= Davao del Norte's at-large congressional district =

Legislative district of the Philippines

Davao del Norte's at-large congressional district is an obsolete congressional district that encompassed the entire province of Davao del Norte in the Philippines. It was represented in the House of Representatives from 1968 to 1972 and in the Regular Batasang Pambansa from 1984 to 1986. The province of Davao del Norte was created as a result of the partition of Davao in 1967 and elected its first representative provincewide at-large during the 1969 Philippine House of Representatives elections. Lorenzo S. Sarmiento who served as representative of Davao's at-large congressional district during the partition was this district's first representative. The district remained a single-member district until the dissolution of the lower house in 1972. It was later absorbed by the multi-member Region XI's at-large district for the national parliament in 1978. In 1984, provincial and city representations were restored and Davao del Norte elected three members for the regular parliament. The district was abolished following the 1987 reapportionment to establish three districts under a new constitution.

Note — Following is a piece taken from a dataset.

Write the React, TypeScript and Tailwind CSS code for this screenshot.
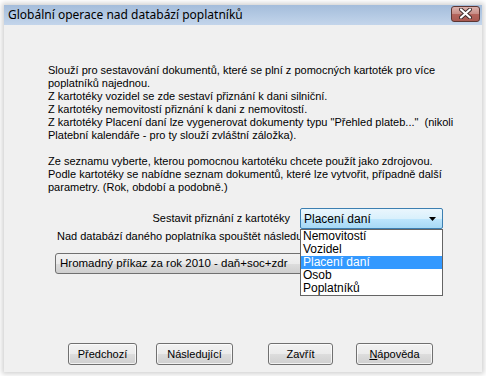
import React from 'react';

const bodyFont = { fontFamily: '"Liberation Sans", Arial, sans-serif' };

const Button: React.FC<{ w: string; children: React.ReactNode }> = ({ w, children }) => (
  <div
    className={`${w} h-[22px] flex items-center justify-center rounded-[3px] border border-[#707070] bg-[linear-gradient(to_bottom,#f2f2f2_0%,#ebebeb_50%,#dddddd_51%,#cfcfcf_100%)] text-[11px] text-black shadow-[inset_0_0_0_1px_rgba(255,255,255,0.7)]`}
  >
    {children}
  </div>
);

export default function App() {
  const items = ['Nemovitostí', 'Vozidel', 'Placení daní', 'Osob', 'Poplatníků'];

  return (
    <div className="w-[486px] h-[376px] bg-white pt-[5px] px-[4px] pb-[4px] overflow-hidden" style={bodyFont}>
      <div className="h-full flex flex-col shadow-[0_0_5px_2px_rgba(0,0,0,0.18)]">
        {/* Title bar */}
        <div className="h-[20px] flex items-center justify-between pl-[4px] pr-[2px] bg-[linear-gradient(to_bottom,#a4bddb,#c3d5eb)]">
          <span className="text-[12px] text-black" style={{ fontFamily: '"Noto Sans", "Open Sans", sans-serif' }}>
            Globální operace nad databází poplatníků
          </span>
          <div className="w-[29px] h-[16px] mt-[-3px] rounded-[3px] border border-[#5b3633] bg-[linear-gradient(to_bottom,#dcb3ae_0%,#c78c85_50%,#b4655d_51%,#a95a52_100%)] flex items-center justify-center">
            <svg width="13" height="11" viewBox="0 0 13 11">
              <path d="M2 1.5 L11 9.5 M11 1.5 L2 9.5" stroke="#3a2a2a" strokeWidth="4" strokeLinecap="round" />
              <path d="M2 1.5 L11 9.5 M11 1.5 L2 9.5" stroke="#ffffff" strokeWidth="2.2" strokeLinecap="round" />
            </svg>
          </div>
        </div>

        {/* Body */}
        <div className="flex-1 bg-[#f0f0f0] flex flex-col">
          <div className="pl-[44px] pt-[39px] text-[11px] leading-[13px] text-black whitespace-nowrap">
            <p>
              Slouží pro sestavování dokumentů, které se plní z pomocných kartoték pro více
              <br />
              poplatníků najednou.
              <br />
              Z kartotéky vozidel se zde sestaví přiznání k dani silniční.
              <br />
              Z kartotéky nemovitostí přiznání k dani z nemovitostí.
              <br />
              Z kartotéky Placení daní lze vygenerovat dokumenty typu "Přehled plateb..."&nbsp; (nikoli
              <br />
              Platební kalendáře - pro ty slouží zvláštní záložka).
            </p>
            <p className="mt-[13px]">
              Ze seznamu vyberte, kterou pomocnou kartotéku chcete použít jako zdrojovou.
              <br />
              Podle kartotéky se nabídne seznam dokumentů, které lze vytvořit, případně další
              <br />
              parametry. (Rok, období a podobně.)
            </p>
          </div>

          {/* Source combo row */}
          <div className="mt-[14px] flex items-center justify-end pr-[39px] text-[11px]">
            <span className="mr-[10px]">Sestavit přiznání z kartotéky</span>
            <div className="relative z-10 w-[143px] h-[21px]">
              <div className="h-full flex items-center justify-between pl-[3px] pr-[6px] text-[12px] rounded-[2px] border border-[#3c7fb1] bg-[linear-gradient(to_bottom,#eaf6fd_0%,#d9f0fc_50%,#bee6fd_51%,#a7d9f5_100%)]">
                <span>Placení daní</span>
                <svg width="7" height="4" viewBox="0 0 7 4">
                  <path d="M0 0 H7 L3.5 4 Z" fill="#000" />
                </svg>
              </div>
              <div className="absolute left-0 top-full w-full h-[67px] bg-white border border-[#646464] flex flex-col">
                {items.map((it) => (
                  <div
                    key={it}
                    className={`h-[13px] leading-[13px] pl-[2px] text-[12px] ${it === 'Placení daní' ? 'bg-[#3399ff] text-white' : 'text-black'}`}
                  >
                    {it}
                  </div>
                ))}
              </div>
            </div>
          </div>

          <div className="mt-[1px] ml-[53px] w-[243px] overflow-hidden text-[11px] leading-[13px] whitespace-nowrap">
            Nad databází daného poplatníka spouštět následující operaci
          </div>

          <div className="mt-[10px] ml-[51px] w-[388px] h-[21px] flex items-center pl-[4px] text-[11.5px] rounded-[3px] border border-[#707070] bg-[linear-gradient(to_bottom,#f2f2f2_0%,#ebebeb_50%,#dddddd_51%,#cfcfcf_100%)]">
            Hromadný příkaz za rok 2010 - daň+soc+zdr
          </div>

          {/* Buttons */}
          <div className="mt-[69px] flex pl-[64px]">
            <Button w="w-[69px]">Předchozí</Button>
            <div className="w-[19px]" />
            <Button w="w-[77px]">Následující</Button>
            <div className="w-[35px]" />
            <Button w="w-[65px]">Zavřít</Button>
            <div className="w-[23px]" />
            <Button w="w-[77px]">
              <span>
                <span className="underline">N</span>ápověda
              </span>
            </Button>
          </div>
        </div>
      </div>
    </div>
  );
}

==Representation history==

#: Term of office; Congress; Single seat
Start: End; Image; Member; Party; Electoral history
Davao del Norte's at-large district for the House of Representatives of the Philippines
District created May 8, 1967 from Davao's at-large district.
1: January 22, 1968; September 23, 1972; 6th; Lorenzo S. Sarmiento; Liberal; Redistricted from Davao's at-large district.
7th: Nacionalista; Re-elected in 1969. Removed from office after imposition of martial law.
District dissolved into the ten-seat Region XI's at-large district for the Interim Batasang Pambansa.
#: Term of office; Batasang Pambansa; Seat A; Seat B; Seat C
Start: End; Image; Member; Party; Electoral history; Image; Member; Party; Electoral history; Image; Member; Party; Electoral history
Davao del Norte's at-large district for the Regular Batasang Pambansa
District re-created February 1, 1984.
–: July 23, 1984; March 25, 1986; 2nd; Rodolfo P. del Rosario; KBL; Elected in 1984.; Rolando C. Marcial; UNIDO; Elected in 1984.; Rogelio M. Sarmiento; KBL; Elected in 1984.
District dissolved into Davao del Norte's 1st, 2nd and 3rd districts.